La economía venezolana no está herida por falta de talento, ni por ausencia de recursos, ni por escasez de voluntad productiva. Está herida por dos demonios que se alimentan del desgaste moral de la nación: la burocracia y la corrupción. Ambos se disfrazan de procedimientos, de sellos, de trámites interminables, de “normas” que nadie entiende y que solo sirven para justificar la ineficiencia y encubrir el abuso.
La burocracia se ha convertido en un laberinto donde el productor, el emprendedor y el ciudadano común pierden tiempo, dinero y esperanza. Cada oficina que retrasa, cada firma que se esconde, cada trámite que se multiplica sin razón, es una zancadilla al desarrollo. No hay economía que avance cuando el Estado se vuelve un muro en vez de un puente.

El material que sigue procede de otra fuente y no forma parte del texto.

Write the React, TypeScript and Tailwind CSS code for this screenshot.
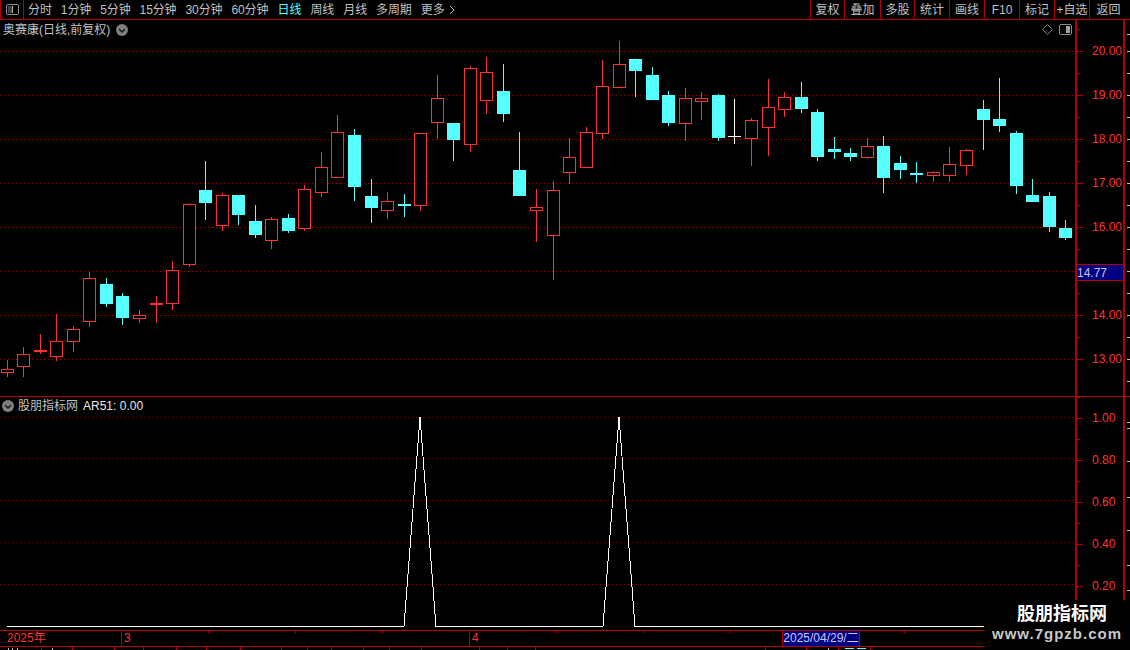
const RED_LINE = 'bg-[#b40000]';

// [type, high, bodyTop, bodyBottom, low] in page pixels
const candles: [string, number, number, number, number][] = [
  ['r', 360, 369, 372, 377], ['r', 347, 354, 366, 377], ['f', 334, 350, 352, 354], ['r', 314, 341, 356, 361],
  ['r', 326, 329, 341, 352], ['r', 272, 278, 321, 327], ['c', 278, 284, 304, 307], ['c', 293, 296, 318, 325],
  ['r', 310, 315, 318, 323], ['f', 296, 303, 305, 323], ['r', 261, 270, 303, 310], ['r', 204, 204, 264, 267],
  ['c', 161, 190, 203, 220], ['r', 193, 195, 225, 231], ['c', 195, 195, 215, 225], ['c', 205, 221, 235, 238],
  ['r', 217, 219, 240, 249], ['c', 214, 218, 231, 233], ['r', 185, 189, 228, 231], ['r', 152, 167, 192, 197],
  ['r', 115, 132, 177, 178], ['c', 129, 135, 187, 201], ['c', 179, 196, 208, 223], ['r', 192, 201, 210, 219],
  ['c', 194, 204, 206, 217], ['r', 133, 133, 205, 211], ['r', 75, 98, 122, 139], ['c', 123, 123, 140, 161],
  ['r', 66, 68, 144, 152], ['r', 57, 72, 100, 114], ['c', 64, 91, 114, 122], ['c', 132, 170, 196, 196],
  ['r', 189, 207, 210, 242], ['r', 181, 190, 235, 280], ['r', 138, 157, 172, 184], ['r', 127, 132, 167, 168],
  ['r', 60, 86, 133, 139], ['r', 41, 64, 87, 88], ['c', 59, 59, 71, 97], ['c', 67, 75, 100, 100],
  ['c', 91, 95, 123, 126], ['r', 88, 98, 123, 141], ['r', 92, 98, 101, 120], ['c', 94, 95, 138, 141],
  ['w', 99, 136, 137, 144], ['r', 118, 120, 138, 166], ['r', 79, 107, 127, 156], ['r', 92, 97, 109, 117],
  ['c', 82, 97, 109, 113], ['c', 109, 112, 157, 161], ['c', 137, 149, 152, 159], ['c', 148, 153, 157, 161],
  ['r', 138, 146, 157, 159], ['c', 136, 146, 178, 193], ['c', 156, 163, 170, 179], ['c', 162, 173, 175, 183],
  ['r', 171, 172, 175, 182], ['r', 147, 164, 175, 182], ['r', 149, 150, 165, 175], ['c', 100, 109, 120, 150],
  ['c', 78, 119, 126, 132], ['c', 131, 133, 186, 194], ['c', 179, 195, 202, 202], ['c', 192, 196, 227, 232],
  ['c', 220, 228, 238, 240],
];

function Candle({ i, d }: { i: number; d: [string, number, number, number, number] }) {
  const [type, high, top, bottom, low] = d;
  const x = Math.floor(7.2 + 16.54 * i);
  const color = type === 'c' ? '#55ffff' : type === 'w' ? '#ffffff' : '#ff3232';
  if (type === 'r') {
    return (
      <g>
        <rect x={x} y={high} width={1} height={top - high} fill={color} />
        <rect x={x} y={bottom} width={1} height={low - bottom} fill={color} />
        <rect x={x - 5.5} y={top + 0.5} width={12} height={bottom - top} fill="#000" stroke={color} />
      </g>
    );
  }
  return (
    <g>
      <rect x={x} y={high} width={1} height={low - high} fill={color} />
      <rect x={x - 6} y={top} width={13} height={bottom - top} fill={color} />
    </g>
  );
}

function DownBadge() {
  return (
    <svg width="12" height="12" viewBox="0 0 12 12">
      <circle cx="6" cy="6" r="6" fill="#808080" />
      <path d="M3 5l3 3 3-3" fill="none" stroke="#1a1a1a" strokeWidth="1.5" />
    </svg>
  );
}

function PanelIcon({ side }: { side: 'left' | 'right' }) {
  return (
    <svg width="13" height="11" viewBox="0 0 13 11" shapeRendering="crispEdges">
      <rect x="0.5" y="0.5" width="12" height="10" rx="2" fill="none" stroke="#8c8c8c" />
      {side === 'left' ? (
        <>
          <rect x="2" y="2" width="4" height="7" fill="#404040" />
          <rect x="6" y="2" width="1" height="7" fill="#b0b0b0" />
        </>
      ) : (
        <rect x="7" y="2" width="4" height="7" fill="#a0a0a0" />
      )}
    </svg>
  );
}

function AxisRow({ label, height, tickColor }: { label?: string; height: number; tickColor: string }) {
  return (
    <div className="relative flex items-center" style={{ height }}>
      <div className={`absolute left-0 top-0 h-px w-[3px] ${tickColor}`} />
      <div className={`h-px w-[6px] ${tickColor}`} />
      <span className="ml-[9px] text-[12px] leading-none text-[#ff3232]">{label}</span>
    </div>
  );
}

const navItems = ['分时', '1分钟', '5分钟', '15分钟', '30分钟', '60分钟', '日线', '周线', '月线', '多周期'];
const toolItems: [string, string][] = [
  ['复权', 'w-[34px]'], ['叠加', 'w-[36px]'], ['多股', 'w-[34px]'], ['统计', 'w-[35px]'], ['画线', 'w-[35px]'],
  ['F10', 'w-[35px]'], ['标记', 'w-[35px]'], ['+自选', 'w-[35px]'], ['返回', 'w-[38px]'],
];
const priceLabels = ['20.00', '19.00', '18.00', '17.00', '16.00', '', '14.00', '13.00'];
const subLabels = ['1.00', '0.80', '0.60', '0.40', '0.20'];
const stripTicks = [34, 51, 73, 95, 117, 139, 161, 183, 205, 227, 249, 271, 293, 315, 337, 359, 381, 422, 428, 461, 497, 530, 565, 590];

export default function App() {
  return (
    <div className="relative flex h-[650px] w-[1130px] flex-col overflow-hidden bg-black font-['Liberation_Sans','Noto_Sans_CJK_SC',sans-serif] text-[#c0c0c0]">
      {/* top toolbar */}
      <header className="flex h-[20px] shrink-0 border-b border-[#b40000] text-[12px] leading-[20px]">
        <div className="flex w-[24px] items-center justify-center border-x border-[#b40000]">
          <PanelIcon side="left" />
        </div>
        <nav className="ml-[4px] flex flex-1 gap-[9px] whitespace-nowrap">
          {navItems.map((n) => (
            <span key={n} className={n === '日线' ? 'text-[#55ffff]' : 'tracking-[-0.1px]'}>
              {n}
            </span>
          ))}
          <span className="flex items-center gap-[4px]">
            更多
            <svg width="6" height="10" viewBox="0 0 6 10">
              <path d="M1 1l4 4-4 4" fill="none" stroke="#c0c0c0" />
            </svg>
          </span>
        </nav>
        <div className="flex">
          {toolItems.map(([t, w]) => (
            <span key={t} className={`${w} border-l border-[#b40000] text-center whitespace-nowrap`}>
              {t}
            </span>
          ))}
          <span className="w-[3px]" />
        </div>
      </header>

      {/* price pane */}
      <section className="flex h-[377px] shrink-0 border-b border-[#b40000]">
        <div className="relative w-[1075px] shrink-0">
          <svg width="1075" height="376" viewBox="0 20 1075 376" shapeRendering="crispEdges" className="block">
            {[51, 95, 139, 183, 227, 271, 315, 359].map((y) => (
              <line key={y} x1="0" x2="1075" y1={y + 0.5} y2={y + 0.5} stroke="#a00000" strokeDasharray="1 3" />
            ))}
            {candles.map((d, i) => (
              <Candle key={i} i={i} d={d} />
            ))}
          </svg>
          <div className="absolute left-[3px] top-[1px] flex h-[18px] items-center gap-[6px] text-[12px] whitespace-nowrap">
            <span>奥赛康(日线,前复权)</span>
            <DownBadge />
          </div>
          <div className="absolute right-[3px] top-[4px] flex items-center gap-[6px]">
            <svg width="11" height="11" viewBox="0 0 11 11">
              <path d="M5.5 0.5l5 5-5 5-5-5z" fill="none" stroke="#808080" />
            </svg>
            <PanelIcon side="right" />
          </div>
        </div>
        <div className="relative w-[50px] shrink-0 border-x-2 border-[#b40000] pt-[9px]">
          {priceLabels.map((p) => (
            <AxisRow key={p || 'blank'} label={p} height={44} tickColor={RED_LINE} />
          ))}
          <div className="absolute left-0 right-0 top-[244px] flex h-[17px] items-center border-y border-[#b40000] bg-[#000080] text-[12px] text-[#c8c8ff]">
            14.77
          </div>
        </div>
        <div className="flex-1" />
      </section>

      {/* indicator pane */}
      <section className="flex h-[233px] shrink-0">
        <div className="relative w-[1075px] shrink-0">
          <svg width="1075" height="233" viewBox="0 397 1075 233" className="block">
            {[417, 458, 500, 542, 584].map((y) => (
              <line key={y} x1="0" x2="1075" y1={y + 0.5} y2={y + 0.5} stroke="#8c0000" strokeDasharray="1 3" shapeRendering="crispEdges" />
            ))}
            <polyline
              points="7,626.5 404,626.5 420,417 436,626.5 603,626.5 619,417 635,626.5 1000,626.5"
              fill="none"
              stroke="#ffffff"
              strokeWidth="1"
              shapeRendering="crispEdges"
            />
          </svg>
          <div className="absolute left-[2px] top-[2px] flex h-[14px] items-center gap-[4px] text-[12px] whitespace-nowrap">
            <DownBadge />
            <span>股朋指标网</span>
            <span className="ml-[1px] text-[#e8e8e8]">AR51: 0.00</span>
          </div>
        </div>
        <div className="w-[50px] shrink-0 border-x-2 border-[#b40000]">
          {subLabels.map((p) => (
            <AxisRow key={p} label={p} height={42} tickColor={RED_LINE} />
          ))}
        </div>
        <div className="flex-1" />
      </section>

      {/* time axis */}
      <section className="relative flex h-[17px] shrink-0 border-y border-[#b40000] text-[12px] leading-[15px] text-[#ff3232]">
        <div className="w-[121px] pl-[7px]">2025年</div>
        <div className="w-[348px] border-l border-[#b40000] pl-[2px]">3</div>
        <div className="flex-1 border-l border-[#b40000] pl-[2px]">4</div>
        <svg width="1130" height="2" className="absolute left-0 top-0" shapeRendering="crispEdges">
          {[208, 295, 382, 556, 643, 730, 817, 904].map((x) => (
            <rect key={x} x={x} y="0" width="1" height="2" fill="#b40000" />
          ))}
        </svg>
        <div className="absolute left-[782px] top-0 h-[15px] w-[78px] border-x border-[#b40000] bg-[#000080] text-center text-[#c8c8ff] whitespace-nowrap">
          2025/04/29/二
        </div>
      </section>

      {/* status bar, cut off by the window edge */}
      <footer className="relative flex flex-1">
        {[42, 31, 42, 29, 33, 30, 34, 41, 26, 24, 32, 26, 32, 58, 28, 28, 230, 41, 32, 32].map((w, i) => (
          <div key={i} className="h-full border-r border-[#b40000]" style={{ width: w }} />
        ))}
        <svg width="900" height="3" className="absolute left-0 top-0" shapeRendering="crispEdges">
          <rect x="8" y="1" width="1" height="2" fill="#c0c0c0" />
          <rect x="12" y="1" width="1" height="2" fill="#c0c0c0" />
          <rect x="17" y="1" width="1" height="2" fill="#c0c0c0" />
          <rect x="52" y="1" width="1" height="2" fill="#c0c0c0" />
          <rect x="828" y="1" width="1" height="2" fill="#c0c0c0" />
          <rect x="845" y="1" width="9" height="1" fill="#55ffff" />
          <rect x="857" y="1" width="9" height="1" fill="#55ffff" />
        </svg>
      </footer>

      {/* right edge scale marks */}
      <svg width="4" height="580" className="absolute right-0 top-[20px]" shapeRendering="crispEdges">
        {stripTicks.map((y) => (
          <rect key={y} x="1" y={y - 20} width="3" height="1" fill="#c0c0c0" />
        ))}
      </svg>

      {/* watermark */}
      <div className="absolute bottom-0 right-0 flex h-[50px] w-[146px] flex-col items-center bg-black pt-[4px]">
        <span className="ml-[10px] text-[18px] leading-[20px] font-bold text-white">股朋指标网</span>
        <span className="text-[15px] leading-[20px] font-bold tracking-[1px] text-[#c8c8c8]">www.7gpzb.com</span>
      </div>
    </div>
  );
}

Pero peor aún es la corrupción, ese cáncer silencioso que se infiltra en los intersticios del poder. La corrupción no solo roba dinero: roba futuro. Desvía recursos que deberían ser escuelas, carreteras, hospitales, créditos, semillas, herramientas. La corrupción convierte la justicia en mercancía, la ley en privilegio y el servicio público en botín personal. Es el demonio que más daño hace porque destruye la confianza, y sin confianza no hay inversión, no hay producción, no hay país.
Por más que el presidente Nicolás Maduro quiera impulsar la producción, ordenar la economía y proteger al pueblo, la tarea se vuelve dura y casi imposible mientras estos dos demonios —la burocracia y la corrupción— sigan respirando dentro del Estado. Ningún proyecto, por noble que sea, puede florecer en un terreno donde los trámites asfixian y los corruptos se alimentan del esfuerzo ajeno. Ningún país avanza cuando quienes deben servir se convierten en obstáculos, y cuando quienes deben custodiar los recursos terminan saqueándolos.
Mientras estos dos males sigan sosteniéndose dentro de las instituciones, Venezuela caminará con cadenas. No basta con denunciarlos: hay que enfrentarlos con reformas reales, con transparencia radical, con funcionarios que entiendan que el poder no es un premio, sino una responsabilidad. El país necesita un Estado que acompañe, no que obstaculice; que facilite, no que extorsione; que inspire, no que humille.
La economía venezolana puede renacer, porque tiene tierra fértil, manos trabajadoras y un pueblo que no se rinde. Pero para que ese renacimiento sea posible, debemos exorcizar estos demonios con ética, con memoria y con valentía. La burocracia debe simplificarse; la corrupción debe castigarse; la institucionalidad debe reconstruirse desde la verdad.
Porque ningún modelo económico prospera cuando la moral se derrumba. Y ningún país avanza cuando sus demonios se sientan en los escritorios del poder.